Now most people are very polite, but utterly clueless. Many many users simply do not understand the concept of a proxy server. And this is totally fair. The subtleties of routing and networking are not for everyone. It's secret voodoo that frankly is better left in the hand of those who know what they are doing (Which is why OSDN has network admins and I'm not allowed root access on our web servers any more. As if I'd just hop in and delete an entry from the route table or something... more than once).

But there are other people who simply should no better. THey email us, absolteuyl furious that their IP has been banned. But when it's the proxy administrator it gets really amusing. Mr. Administrator emails me (WRONG!) to explain that he has been banned. THis is my fault, and I should immediately unban his IP because he represents a gigantic proxy server and clearly thousands of people are being denied their precious Slashdot.

So I check the IP. Which I shouldn't do because the other Rob does this shit, and I have a mtg in 2 hours that I have yet to compile all my notes for. This guy's "Huge" proxy has 4 people behind it. 4. Now sure, maybe this proxy has a hundred thousand users behind it, but to me, I see 4. Ya know what IP has 4 users? Mine. Our little basement where Rob, CowboyNeal, and Hemos work. 4 users. This guy isn't upset because his thousands of users can't access Slashdot because at most 1 person has emailed him to complain. No, it's either him, or his buddy across the aisle.

But this isn't the kicker. The kicker is when he patiently explains that his IP is what is known as a Proxy Server. And he laboriously explains what a proxy server is.

Now do I patiently explain to the guy that, while I feel utterly terrible and totally responsible for his ban, I DO in fact understand the concept of a proxy server. But does HE understand what it means when index.pl is loaded from his IP every 15 seconds for 48 hours? Does HE understand that this is NOT a proxy server, but instead this is in fact some nitwit who thought he'd bang out a 20 line perl script to alert him to web updates on Slashdot?

What it comes down to, is that it is relatively easy to tell the difference between Proxy Servers and IPs. In fact, I can even make a pretty good guess at the number of users behind the larger proxy servers. And there are dozens of large proxy servers that hit Slashdot. Some of them are 100+ users. We've gone so far as to add code that lets us identify known proxy servers so that our scripts that detect robots and DoS attacks can be aware of known proxy servers and cut them some slack when trying to decide who to ban and who not to ban. The next step would be to have software determine automatically if an IP is a proxy server or just a guy.

But MOST of the time, the ban is temporary. The error message explains that the ban is temporary. But I still get these freaked out sysadmins emailing me who can't just wait a couple hours for the ban to go away on it's own... provided they stop running whatever software it is that is clearly beating the crap out of our server.

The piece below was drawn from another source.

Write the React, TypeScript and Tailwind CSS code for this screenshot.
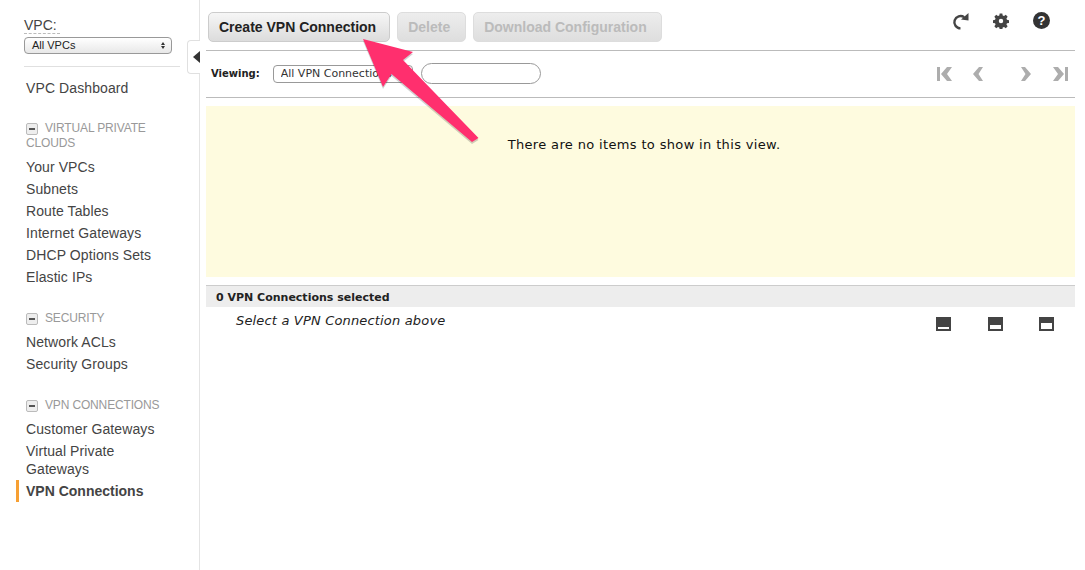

Please note that none of this is from any particular guy... It's just random splicings of different emails I get each day.

Most of our "Abuses" are unintentional. A user doesn't understand that setting their RSS headline reader to refresh every 60 seconds means that they are going to load that page 1500 times today. Now we have 100,000 readers loading RSS... do we really need a couple hundred of them to load millions more than the other 99,000? Especially not when these headline files update every 30 minutes, and loading faster is just wasting resources on both ends!

Allright, remember that meeting I mentioned at the start of this journal entry? It's like 5 minutes closer now and I still haven't compiled my notes.... I really should take care of that ;)

Udall's Fourth Law: Any change or reform you make is going to have consequences you don't like.